U.S. banks stocks may have risen today due to easing fears of contagion from Greece's sovereign debt problems. However, major European banks, which have more exposure to Greece, are underperforming compared to U.S. banks. Deutsche Bank (NYSE:DB) is up only 0.79 percent and UBS (NYSE:UBS) up 0.16 percent.
The American Depository Receipts of National Bank of Greece (NYSE:NBG) lost some steam after their 20 percent gain yesterday; it is trading down 2.58 percent.

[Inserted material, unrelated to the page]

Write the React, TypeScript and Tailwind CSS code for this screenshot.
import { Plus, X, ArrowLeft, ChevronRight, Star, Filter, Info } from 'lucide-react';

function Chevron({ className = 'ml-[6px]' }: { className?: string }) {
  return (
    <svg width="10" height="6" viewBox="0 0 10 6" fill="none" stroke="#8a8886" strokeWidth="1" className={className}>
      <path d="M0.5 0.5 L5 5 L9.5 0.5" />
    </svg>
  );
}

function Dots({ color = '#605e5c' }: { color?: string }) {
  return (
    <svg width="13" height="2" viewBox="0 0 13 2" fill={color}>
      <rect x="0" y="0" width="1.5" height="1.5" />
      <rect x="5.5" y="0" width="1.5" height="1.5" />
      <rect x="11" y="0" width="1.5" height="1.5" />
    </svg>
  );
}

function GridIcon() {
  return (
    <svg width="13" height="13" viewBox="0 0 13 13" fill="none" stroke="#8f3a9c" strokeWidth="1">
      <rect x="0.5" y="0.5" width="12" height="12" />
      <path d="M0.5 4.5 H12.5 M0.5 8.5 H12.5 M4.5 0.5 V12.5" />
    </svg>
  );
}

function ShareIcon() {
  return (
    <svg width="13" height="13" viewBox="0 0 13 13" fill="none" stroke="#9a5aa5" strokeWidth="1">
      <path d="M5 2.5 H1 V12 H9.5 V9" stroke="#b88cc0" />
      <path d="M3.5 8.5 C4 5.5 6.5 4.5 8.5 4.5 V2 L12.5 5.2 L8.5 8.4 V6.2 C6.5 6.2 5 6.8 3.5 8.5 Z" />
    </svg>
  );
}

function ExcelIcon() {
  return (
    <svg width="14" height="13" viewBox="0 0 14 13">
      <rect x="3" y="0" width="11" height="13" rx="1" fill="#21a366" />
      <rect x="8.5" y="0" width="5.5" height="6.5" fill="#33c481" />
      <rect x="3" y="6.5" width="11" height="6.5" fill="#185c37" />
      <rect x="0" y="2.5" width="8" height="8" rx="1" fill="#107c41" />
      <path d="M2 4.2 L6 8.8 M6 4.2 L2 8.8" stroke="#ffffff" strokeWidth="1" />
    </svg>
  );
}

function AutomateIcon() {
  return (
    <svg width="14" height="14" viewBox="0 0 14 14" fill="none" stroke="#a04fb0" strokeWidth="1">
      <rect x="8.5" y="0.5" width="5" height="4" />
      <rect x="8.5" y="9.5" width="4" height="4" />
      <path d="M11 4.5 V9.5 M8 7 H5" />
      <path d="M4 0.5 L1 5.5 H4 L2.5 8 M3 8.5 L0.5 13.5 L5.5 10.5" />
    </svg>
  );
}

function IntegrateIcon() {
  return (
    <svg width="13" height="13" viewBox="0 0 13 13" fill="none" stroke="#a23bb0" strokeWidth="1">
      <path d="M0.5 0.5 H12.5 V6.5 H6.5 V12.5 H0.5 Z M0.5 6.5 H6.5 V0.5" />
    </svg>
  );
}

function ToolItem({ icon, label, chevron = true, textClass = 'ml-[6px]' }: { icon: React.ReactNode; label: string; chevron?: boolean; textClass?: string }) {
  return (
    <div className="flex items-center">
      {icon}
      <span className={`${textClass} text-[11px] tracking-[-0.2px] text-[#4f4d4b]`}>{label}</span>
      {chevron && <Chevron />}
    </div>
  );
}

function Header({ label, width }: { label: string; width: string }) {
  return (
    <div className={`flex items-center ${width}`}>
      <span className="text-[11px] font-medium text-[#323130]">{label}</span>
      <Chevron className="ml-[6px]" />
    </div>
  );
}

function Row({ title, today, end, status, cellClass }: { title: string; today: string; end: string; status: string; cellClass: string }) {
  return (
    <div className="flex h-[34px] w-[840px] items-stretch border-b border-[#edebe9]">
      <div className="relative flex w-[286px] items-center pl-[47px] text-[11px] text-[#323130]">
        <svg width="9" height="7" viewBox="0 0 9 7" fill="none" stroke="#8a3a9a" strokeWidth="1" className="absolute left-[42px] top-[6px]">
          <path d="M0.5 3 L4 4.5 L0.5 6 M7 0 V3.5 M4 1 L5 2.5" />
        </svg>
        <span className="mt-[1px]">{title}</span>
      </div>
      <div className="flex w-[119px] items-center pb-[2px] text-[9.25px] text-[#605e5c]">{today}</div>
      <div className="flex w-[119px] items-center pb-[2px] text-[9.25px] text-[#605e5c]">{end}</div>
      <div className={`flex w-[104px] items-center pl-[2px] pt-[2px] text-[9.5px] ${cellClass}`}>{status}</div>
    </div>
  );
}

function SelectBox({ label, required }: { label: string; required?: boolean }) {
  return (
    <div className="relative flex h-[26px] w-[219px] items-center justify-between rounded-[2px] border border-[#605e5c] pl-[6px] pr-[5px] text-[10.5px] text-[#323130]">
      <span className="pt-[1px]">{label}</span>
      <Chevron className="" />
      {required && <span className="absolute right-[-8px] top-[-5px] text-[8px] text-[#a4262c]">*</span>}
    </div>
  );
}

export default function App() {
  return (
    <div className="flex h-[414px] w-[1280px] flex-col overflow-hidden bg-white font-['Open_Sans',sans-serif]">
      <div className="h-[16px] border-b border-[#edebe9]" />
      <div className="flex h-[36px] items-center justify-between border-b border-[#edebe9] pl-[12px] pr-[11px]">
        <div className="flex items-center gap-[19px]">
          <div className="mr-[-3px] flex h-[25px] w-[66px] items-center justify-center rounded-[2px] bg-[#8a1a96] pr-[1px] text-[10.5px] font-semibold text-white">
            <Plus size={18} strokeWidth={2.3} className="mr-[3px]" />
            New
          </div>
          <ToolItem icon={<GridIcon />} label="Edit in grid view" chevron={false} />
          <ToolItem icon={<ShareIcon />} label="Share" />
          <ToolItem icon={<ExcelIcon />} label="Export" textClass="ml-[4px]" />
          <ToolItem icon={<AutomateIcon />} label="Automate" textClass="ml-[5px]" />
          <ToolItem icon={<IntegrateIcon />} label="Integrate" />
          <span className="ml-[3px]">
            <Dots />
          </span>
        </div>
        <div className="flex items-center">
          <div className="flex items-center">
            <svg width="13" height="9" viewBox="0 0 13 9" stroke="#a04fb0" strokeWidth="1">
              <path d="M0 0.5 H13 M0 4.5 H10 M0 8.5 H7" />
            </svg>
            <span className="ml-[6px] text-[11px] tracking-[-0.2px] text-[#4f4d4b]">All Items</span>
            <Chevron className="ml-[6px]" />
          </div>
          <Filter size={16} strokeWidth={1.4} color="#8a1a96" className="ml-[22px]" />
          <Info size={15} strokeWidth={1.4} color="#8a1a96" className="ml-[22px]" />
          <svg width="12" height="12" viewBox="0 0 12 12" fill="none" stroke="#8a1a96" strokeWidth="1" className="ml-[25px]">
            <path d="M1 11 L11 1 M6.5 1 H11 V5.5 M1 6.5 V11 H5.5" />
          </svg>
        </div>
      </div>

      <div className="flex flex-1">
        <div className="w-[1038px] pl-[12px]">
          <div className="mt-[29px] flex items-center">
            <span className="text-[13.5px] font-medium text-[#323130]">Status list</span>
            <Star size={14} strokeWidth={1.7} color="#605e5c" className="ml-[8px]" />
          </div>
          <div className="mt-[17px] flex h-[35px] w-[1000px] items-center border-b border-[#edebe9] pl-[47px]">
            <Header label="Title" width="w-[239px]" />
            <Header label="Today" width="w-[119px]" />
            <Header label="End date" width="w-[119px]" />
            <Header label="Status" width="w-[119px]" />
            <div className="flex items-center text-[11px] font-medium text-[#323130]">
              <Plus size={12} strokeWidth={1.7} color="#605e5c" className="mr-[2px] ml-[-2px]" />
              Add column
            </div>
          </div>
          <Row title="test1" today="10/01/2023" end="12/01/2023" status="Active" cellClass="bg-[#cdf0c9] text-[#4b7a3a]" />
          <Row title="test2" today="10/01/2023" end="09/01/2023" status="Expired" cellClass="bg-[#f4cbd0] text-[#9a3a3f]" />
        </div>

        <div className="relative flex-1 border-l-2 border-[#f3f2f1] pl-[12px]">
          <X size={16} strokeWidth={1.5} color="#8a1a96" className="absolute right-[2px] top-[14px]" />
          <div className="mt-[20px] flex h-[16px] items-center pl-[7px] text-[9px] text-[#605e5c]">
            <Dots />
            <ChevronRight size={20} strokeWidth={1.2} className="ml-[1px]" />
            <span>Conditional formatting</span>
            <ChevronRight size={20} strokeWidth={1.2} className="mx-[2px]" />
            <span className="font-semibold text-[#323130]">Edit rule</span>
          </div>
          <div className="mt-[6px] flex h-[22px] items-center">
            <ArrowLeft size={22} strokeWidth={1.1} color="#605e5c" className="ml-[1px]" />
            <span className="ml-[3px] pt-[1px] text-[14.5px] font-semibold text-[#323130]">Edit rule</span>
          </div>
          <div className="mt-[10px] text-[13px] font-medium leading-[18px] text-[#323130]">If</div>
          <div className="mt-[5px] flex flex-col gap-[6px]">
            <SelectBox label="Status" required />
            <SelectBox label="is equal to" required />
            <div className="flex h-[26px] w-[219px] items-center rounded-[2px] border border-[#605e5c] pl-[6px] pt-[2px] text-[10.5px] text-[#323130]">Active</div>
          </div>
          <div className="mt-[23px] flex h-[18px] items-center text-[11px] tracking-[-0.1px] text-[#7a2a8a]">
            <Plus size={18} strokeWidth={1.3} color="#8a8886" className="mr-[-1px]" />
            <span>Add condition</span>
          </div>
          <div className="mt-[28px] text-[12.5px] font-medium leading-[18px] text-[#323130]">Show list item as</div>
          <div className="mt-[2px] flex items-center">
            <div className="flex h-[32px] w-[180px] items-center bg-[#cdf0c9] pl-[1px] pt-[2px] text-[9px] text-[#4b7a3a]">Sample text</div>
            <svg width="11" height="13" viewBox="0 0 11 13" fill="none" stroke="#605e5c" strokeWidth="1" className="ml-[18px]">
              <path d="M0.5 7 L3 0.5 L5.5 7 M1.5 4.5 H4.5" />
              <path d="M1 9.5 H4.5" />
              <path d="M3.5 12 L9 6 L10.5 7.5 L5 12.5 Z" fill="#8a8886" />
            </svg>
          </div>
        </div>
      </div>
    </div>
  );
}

U.S. banks may have been lifted by President Obama's comments released today from excerpts of an interview with Bloomberg BusinessWeek. The President showed approval for JPMorgan CEO and Goldman Sachs CEO for taking their bonuses in stock instead of cash.
I, like most of the American people, don't begrudge people success or wealth. That is part of the free- market system, said Obama.
At 10:00 a.m. this morning, when Bernanke's testimony was released, the S&P 500 fell about 6 points in 10 minutes.
Bernanke said the Fed has spent considerable effort in developing the tools [they] will need to remove policy accommodation. The Fed will use these tools at the appropriate time, he said.
Investors may have shrugged off fears of tightening as stocks have rallied from their morning losses. The dollar gained against euro immediately after Bernanke's statements, but gave back all the gains by the afternoon U.S. session.
The initial reaction in stocks was lower as any talk of an exit strategy introduces an unknown to the market, said Brandon Rowley of T3 Capital.
As the market is digesting his testimony, investors are interpreting the current plans as very mild and far from extreme measures.